- 発行日 :
- 自治体名 : 山梨県中央市
- 広報紙名 : 広報ちゅうおう 2025年3月号
◆骨粗しょう症骨密度検査
放射線技術部 診療放射線技師 相川良人
骨粗しょう症とは、骨の量(骨量)が減って骨が弱くなり、骨折しやすくなる病気です。日本に約1000万人以上の患者さんがいるといわれており、高齢化により、増加傾向にあります。体内の骨は同じように見えても、代謝と言って、新たに作られる(骨形成)と溶かして壊される(骨吸収)を繰り返しています。
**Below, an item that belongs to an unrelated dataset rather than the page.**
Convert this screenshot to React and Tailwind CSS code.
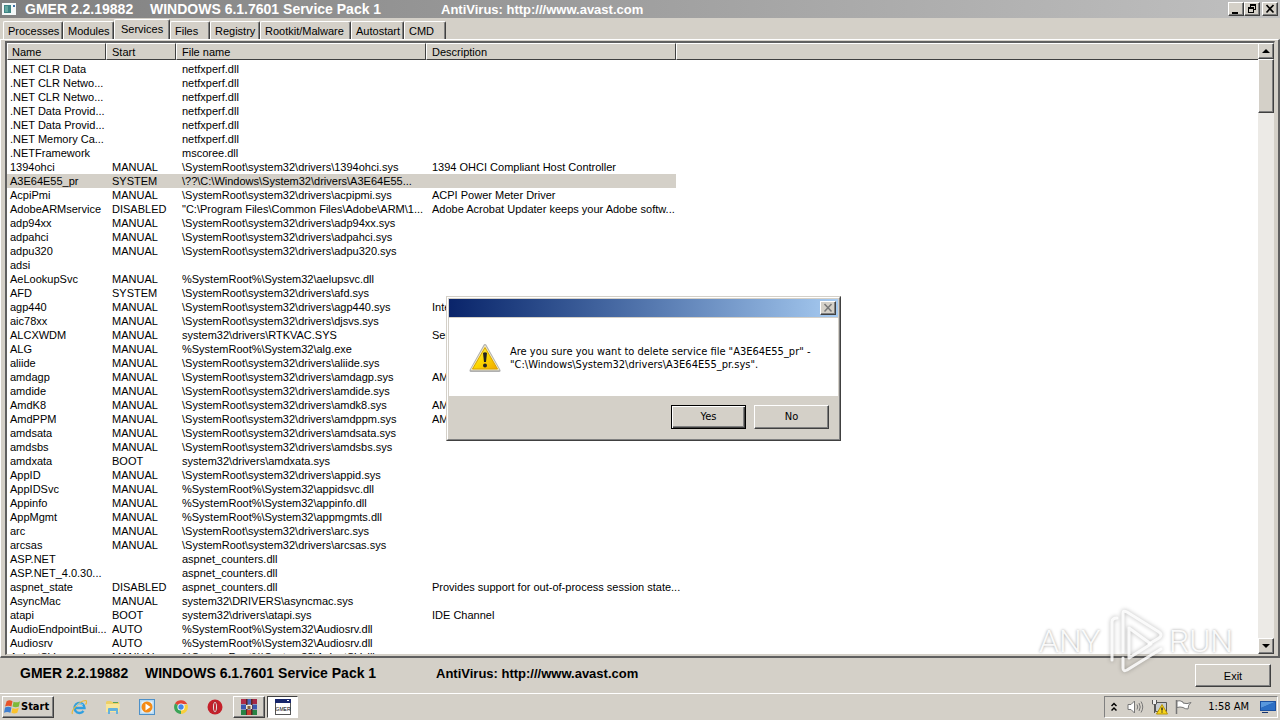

骨粗しょう症は、何らかの原因でバランスが崩れることでおこります。特に閉経後の女性に多くみられ、女性ホルモンの減少や老化と関係があると考えられています。
骨粗しょう症の症状は普段感じることはあまりありません。最近、背が低くなった、姿勢が前かがみになったなどは特徴の一つと言われております。この病気で一番問題となるのは、転倒などで骨折しやすくなることです。骨折しやすい部位は、背骨(脊椎の圧迫骨折)、手関節(橈骨遠位端(とうこつえんいたん)骨折)、股関節(大腿骨頚部(だいたいこつけいぶ)骨折)などです。骨粗しょう症の診断は10.線(レントゲン)検査でも可能ですが、骨の量や成分(骨密度)を測定するためには、DEXA法(2重エネルギー10.線吸収法)、超音波法、MD法、CT法といった検査があります。山梨大学医学部附属病院では、DEXA法で行っております。DEXA法は、2種類のエネルギーのX線の減弱の差により正確に骨密度(骨の強度)を測定できます。検査部位は骨折すると生活に支障をきたす背骨と股関節を主に行っております。2022年に最新鋭の装置を導入しました。以前の装置より短時間で低侵襲(ていしんしゅう)に精度よく骨密度検査を行う事が可能です。
骨密度検査では、健康な若年成人(20歳~44歳)の平均値を100として、それに対して自分の骨量が何%にあたるかを見ていきます。基準の数値が80%以上で正常とされ、70%未満で骨粗しょう症と診断されます。70%~80%は骨量減少として、骨粗しょう症の予備軍になります。家族に骨粗しょう症の人がいる、軽微な力がかかることによる骨折の経験などがあれば骨粗しょう症と診断されることもあります。
自分の骨の状態は、自覚することができないため、気が付いた時には骨が弱くなっている場合があります。転倒し骨折が原因となって寝たきりになることもあるため、一定の年齢を超えた人や骨粗しょう症のリスク要因がある人は、定期的に骨密度を測定することが大切です。
みなさんの健康で快適な生活の一助となれば幸いです。